Please, mod parent up...

I am an Apple user too, so you may say I'm biased. I don't give a damn. Apple products work for me.

People talk about "Apple's walled garden", but look at Android's garden! It has no walls, but it has no flowers either! It's run by OEM handset makers and phone companies, which are much greedier than Apple.

Google doesn't give a damn, because all that matters to them is advertising. So, they update the system but don't get to decide who can update. And recent versions of Android need more powerful hardware -- or so they want us to think.

So, you got a "new" Galaxy S2 last year and you can't get Jelly Bean yet -- maybe in november.

Re:Comparing 2 different things... (-1)

Anonymous Coward | about a year and a half ago | (#41425841)

Please mod parent down for asking people to mod a post up.

Re:Comparing 2 different things... (0)

Anonymous Coward | about a year and a half ago | (#41425873)

Please, mod parent down for complaining about people asking for moderation.

Re:Comparing 2 different things... (0)

Anonymous Coward | about a year and a half ago | (#41425857)

Yes and IOS also Just Works. I will getting around to updating it when I get the chance.
Many Android user can not update because they can't.

You do not want an iPhone then do not buy one it is not "the ring" there is no one phone to rule them all.

Some people like the walled garden. Some do not. Some like windows and Blackberrys (not as many as they used to).
Good thing you can buy what you want.
Freedom! Freedom! Freedom!

Re:Comparing 2 different things... (4, Insightful)

Doctor_Jest (688315) | about a year and a half ago | (#41425917)

What we get from this is not that "one company has made software updates work pretty smoothly" (they've had HUGE problems in the past with OS X, and I don't fault them for it, because it's just how things go).
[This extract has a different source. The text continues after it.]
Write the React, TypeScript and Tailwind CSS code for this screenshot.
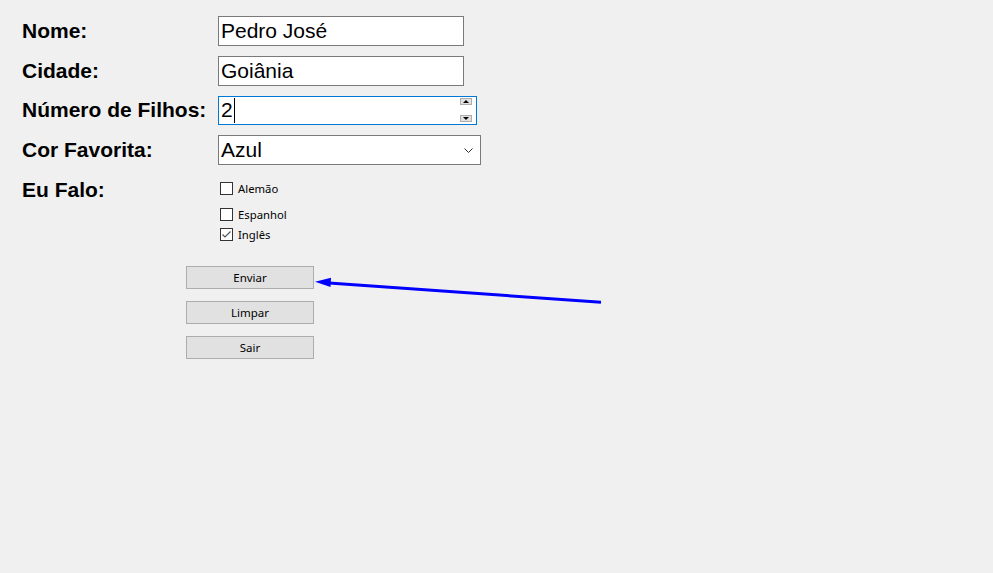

What we get is that Apple's a pretty good mobile phone company. What we get from the OEMs and other ecosystems that use Android is that diversity of hardware and software reminds us more of Microsoft Windows than anything else... but more importantly, we see that the Android ecosystem has a bunch of assholes at the top who control the hardware. (Not just one asshole.) :-)

That's the whole point. They don't update because they're "iDrones", they update because it fucking works

If it just works, why upgrade? They upgrade because they are fans of Apple and they want the new features, not simply because it "works." Some people love that ecosystem. Some people feel that choice is more important that "smooth updates". YMMV. A feature has been deemed compelling by the iPhone fans and they have responded with upgrading. "It just works" is only a side effect of controlling both sides of the equation (phone/OS). The vibe I get from a great many Apple users reminds me of status and one-upping the next person. Is the iPhone 4S a hunk of crap now that the new iPhone is out? Certainly not, but some people (regardless of ecosystem) want the "latest and greatest" of everything. It just seems that a majority of those who are attracted to Apple products are not tinkerers and hobbyists (among other things), but people who view computers and phones as an appliance. I was not a typical Apple customer. I enjoyed tinkering with OS X. I skinned it early on with hacks, I fiddled with all sorts of things under the hood. I returned to Linux to continue to do that... :)

compared to the one company that actually wants you to be a happy customer and voluntarily return to buy more

I disagree. To me, Apple has not been concerned about happy customers. They are concerned with their brand recognition and reputation. They only want dependency, just like every other company. The difference between Apple and say, Microsoft, is that Apple is willing to charge into new markets, leaving old ones behind. With an enigmatic and charismatic leader like Jobs, they were able to pull that off successfully (upon his return to Apple). I don't know how well that will work without "His Steveness". They didn't call it a reality distortion field for nothing... I am not demonizing Apple or lauding Android. I like what I like. It just so happens that I used to like Apple's OS X, but I have never liked their phone. My Mac Mini is on its way to being a Linux box. I have been a Linux user off and on since college. What I have learned is that I can work better in Linux than I can any other OS. That is just me, though, and it is my personal opinion. YMMV. No warranties expressed or implied. Operators are standing by.

Re:Comparing 2 different things... (1)

TheEffigy (2666397) | about a year and a half ago | (#41425987)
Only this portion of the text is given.